Call me naive (it wouldn’t be the first time), but honestly, what surprised me the most was that there was, in fact, something to be protesting. It hit me like a flaming bra: The feminist movement was warranted. Again, not that I necessarily agree with all the outcomes or methods of the movement, but there were (and still are) legitimate concerns about injustices, atrocities, and disrespect at such a base level against women throughout the ages and across racial divides.

After this revelation, I bought a book called Mommy Wars at a thrift store for a dollar, and boy did that throw a wrench in everything. These were high-level (empowered) women writing short essays on their decision to either become stay-at-home moms or to enter the work force. Obviously, these are incredibly hard decisions, and the best answer is not the same for every woman and family. Many of the essays were filled with depression, anxiety, and restlessness. Some were heartfelt and reduced me to tears. Almost all of them invoked use of the phrase “having it all”.

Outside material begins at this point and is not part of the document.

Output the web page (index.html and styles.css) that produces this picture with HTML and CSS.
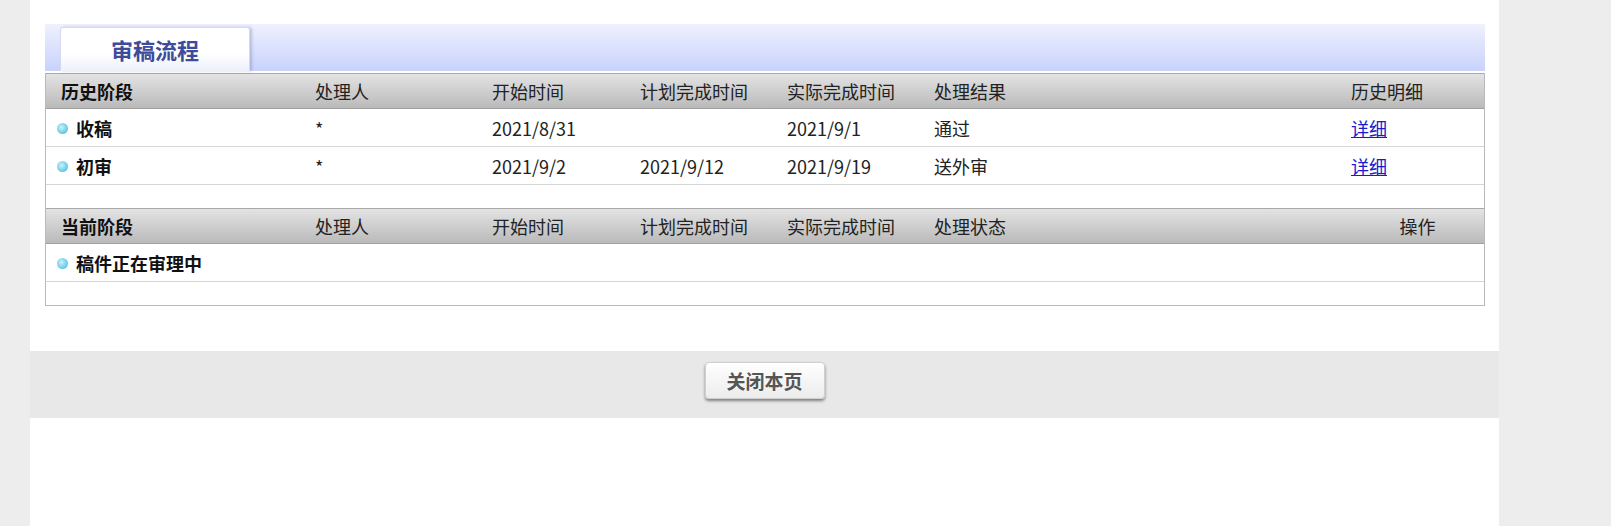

What surprises me most about this phrase is the welfare mentality latent within it, as though it is possible to “have it all” and not pay a price for it. High powered women “have it all” by employing nannies and/or housekeepers to steward their children and household for them. These workers are frequently underpaid and often have to give up mothering their own children in order to make ends meet. Each woman, each child, each house, each family pays the price of someone trying to “have it all”. I’m not saying it’s wrong, and I’m not saying that you can’t be a good mother and also be a career mom. I’m simply stating the obvious, that it is impossible to be two places at once, and something always has to give. For every decision, there is a cost (except with grace, which blows my mind and which is a different article entirely).

I have turned this phrase over and over in my mind: “You can have it all.” Who told us this? Where did it come from? Is this possible, for a woman to “have it all”? Is it good? Based on the essays I read, I gather that “all” includes being a mother and being a woman laborer. One thing that didn’t seem to factor into the conversation much is how the husband fits into this equation.

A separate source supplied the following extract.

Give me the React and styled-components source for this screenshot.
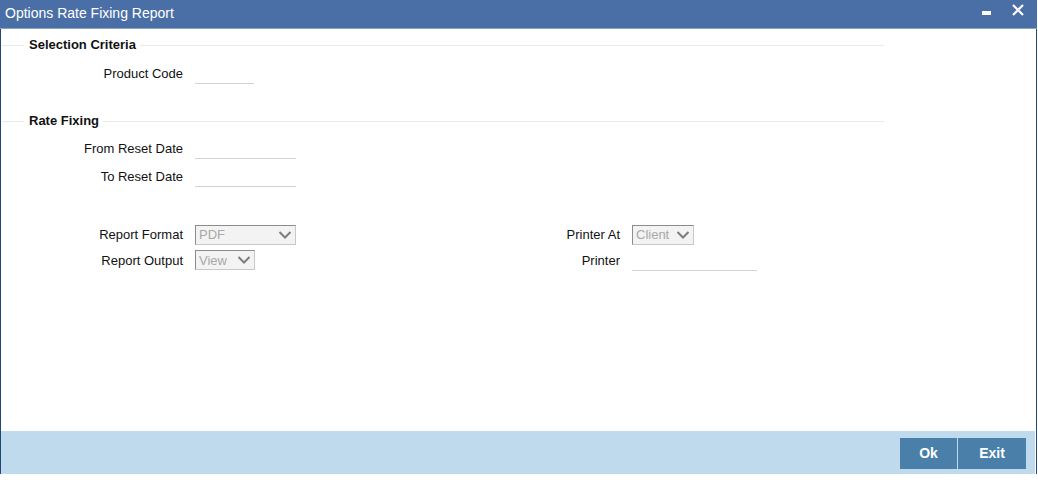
import React from "react";
import styled, { createGlobalStyle } from "styled-components";

const Global = createGlobalStyle`
  html, body { margin: 0; padding: 0; background: #fff; }
  body { font-family: Arial, "Liberation Sans", sans-serif; }
`;

const Window = styled.div`
  width: 1037px;
  height: 474px;
  box-sizing: border-box;
  border-left: 1px solid #24477a;
  border-right: 1px solid #24477a;
  display: flex;
  flex-direction: column;
  background: #fff;
`;

const TitleBar = styled.div`
  height: 28px;
  background: #4a6fa6;
  border-bottom: 1px solid #8ea3b8;
  display: flex;
  align-items: center;
  justify-content: space-between;
  padding: 0 13px 0 5px;
  margin-left: -1px;
  margin-right: -1px;
`;

const Title = styled.div`
  color: #fff;
  font-size: 14px;
  line-height: 16px;
  margin-top: -2px;
`;

const WinButtons = styled.div`
  display: flex;
  align-items: flex-start;
  align-self: flex-start;
  padding-top: 4px;
  gap: 21px;
`;

const Content = styled.div`
  flex: 1;
  display: flex;
  flex-direction: column;
`;

const LegendRow = styled.div`
  display: flex;
  align-items: center;
  width: 883px;
  height: 16px;
  margin-top: ${(p) => p.$top}px;
`;

const LegendLine = styled.div`
  height: 1px;
  background: #e9e9e9;
  flex: ${(p) => (p.$grow ? 1 : "none")};
  width: ${(p) => (p.$grow ? "auto" : "22px")};
  margin-left: ${(p) => (p.$grow ? 0 : 1)}px;
`;

const Legend = styled.div`
  font-size: 13px;
  font-weight: bold;
  color: #111;
  padding: 0 4px 0 5px;
  line-height: 16px;
`;

const Row = styled.div`
  display: flex;
  align-items: center;
  height: ${(p) => p.$h || 28}px;
  margin-top: ${(p) => p.$top || 0}px;
`;

const Label = styled.div`
  width: ${(p) => p.$w}px;
  text-align: right;
  font-size: 13px;
  color: #111;
  margin-right: 12px;
  flex: none;
`;

const LineInput = styled.div`
  width: ${(p) => p.$w}px;
  height: 19px;
  border-bottom: 1px solid #d3d3d3;
  margin-top: 2px;
`;

const Select = styled.div`
  width: ${(p) => p.$w}px;
  height: 20px;
  box-sizing: border-box;
  border: 1px solid #c8c8c8;
  border-top-color: #8c8c8c;
  border-left-color: #8c8c8c;
  background: #f3f3f3;
  display: flex;
  align-items: center;
  justify-content: space-between;
  padding: 0 3px 0 3px;
  font-size: 13px;
  color: #a8a8a8;
`;

const Columns = styled.div`
  display: flex;
  margin-top: 32px;
`;

const Column = styled.div`
  display: flex;
  flex-direction: column;
`;

const Footer = styled.div`
  height: 43px;
  background: #bfdaed;
  display: flex;
  align-items: center;
  justify-content: flex-end;
  padding-right: 9px;
  margin-right: 1px;
  gap: 1px;
`;

const Button = styled.button`
  width: ${(p) => p.$w}px;
  height: 31px;
  border: none;
  background: #4a7faa;
  color: #fff;
  font-family: Arial, "Liberation Sans", sans-serif;
  font-weight: bold;
  font-size: 14px;
  padding: 0;
  margin-top: 1px;
`;

const Chevron = () => (
  <svg width="14" height="10" viewBox="0 0 14 10">
    <path d="M1.5 2 L7 7.5 L12.5 2" fill="none" stroke="#7d7d7d" strokeWidth="2" />
  </svg>
);

export default function App() {
  return (
    <>
      <Global />
      <Window>
        <TitleBar>
          <Title>Options Rate Fixing Report</Title>
          <WinButtons>
            <svg width="9" height="12" viewBox="0 0 9 12">
              <rect x="0" y="7" width="9" height="4" fill="#fff" />
            </svg>
            <svg width="12" height="12" viewBox="0 0 12 12">
              <path d="M1 1 L11 11 M11 1 L1 11" stroke="#fff" strokeWidth="2.2" />
            </svg>
          </WinButtons>
        </TitleBar>
        <Content>
          <LegendRow $top={8}>
            <LegendLine />
            <Legend>Selection Criteria</Legend>
            <LegendLine $grow />
          </LegendRow>
          <Row $top={6}>
            <Label $w={182}>Product Code</Label>
            <LineInput $w={59} />
          </Row>
          <LegendRow $top={26}>
            <LegendLine />
            <Legend>Rate Fixing</Legend>
            <LegendLine $grow />
          </LegendRow>
          <Row $top={5}>
            <Label $w={182}>From Reset Date</Label>
            <LineInput $w={101} />
          </Row>
          <Row>
            <Label $w={182}>To Reset Date</Label>
            <LineInput $w={101} />
          </Row>
          <Columns>
            <Column>
              <Row $h={25}>
                <Label $w={182}>Report Format</Label>
                <Select $w={101}>
                  PDF
                  <Chevron />
                </Select>
              </Row>
              <Row $h={26}>
                <Label $w={182}>Report Output</Label>
                <Select $w={60}>
                  View
                  <Chevron />
                </Select>
              </Row>
            </Column>
            <Column>
              <Row $h={25}>
                <Label $w={324}>Printer At</Label>
                <Select $w={62}>
                  Client
                  <Chevron />
                </Select>
              </Row>
              <Row $h={26}>
                <Label $w={324}>Printer</Label>
                <LineInput $w={125} />
              </Row>
            </Column>
          </Columns>
        </Content>
        <Footer>
          <Button $w={57}>Ok</Button>
          <Button $w={68}>Exit</Button>
        </Footer>
      </Window>
    </>
  );
}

Speaking of men, let’s all take a quick break to peruse these entertaining pictures. Meet you back here in five.

Notice anything?

As I mentioned in my previous article, clothing is often a voice to what is happening in our times. This series of photos is really interesting to me because, while most men look awkward and uncomely in a women’s garb, most of the women look pretty close to normal in their male counterpart’s clothing. It strikes me that in our attempts to “have it all”, we have inherited not only equal pay wages and voting rights, but also equal levels of what once were typically male struggles–detachment, control, greed and lust for power, to name a few.

This is one of the areas where I see us getting it wrong. Healthy feminism doesn’t require a woman to morph into a man, it allows her to bring all of her self–strength, intuition, beauty and femininity into each situation. Androgynous dress is a slap in the face to humankind. And I really don’t care if you’re a woman who wears trousers and a slim tie or a Mennonite dress and head covering to work, the point is that we are brilliantly diverse and I refuse to accept the newest cookie cutter mold that demands that we ALL–man and woman–fit into it.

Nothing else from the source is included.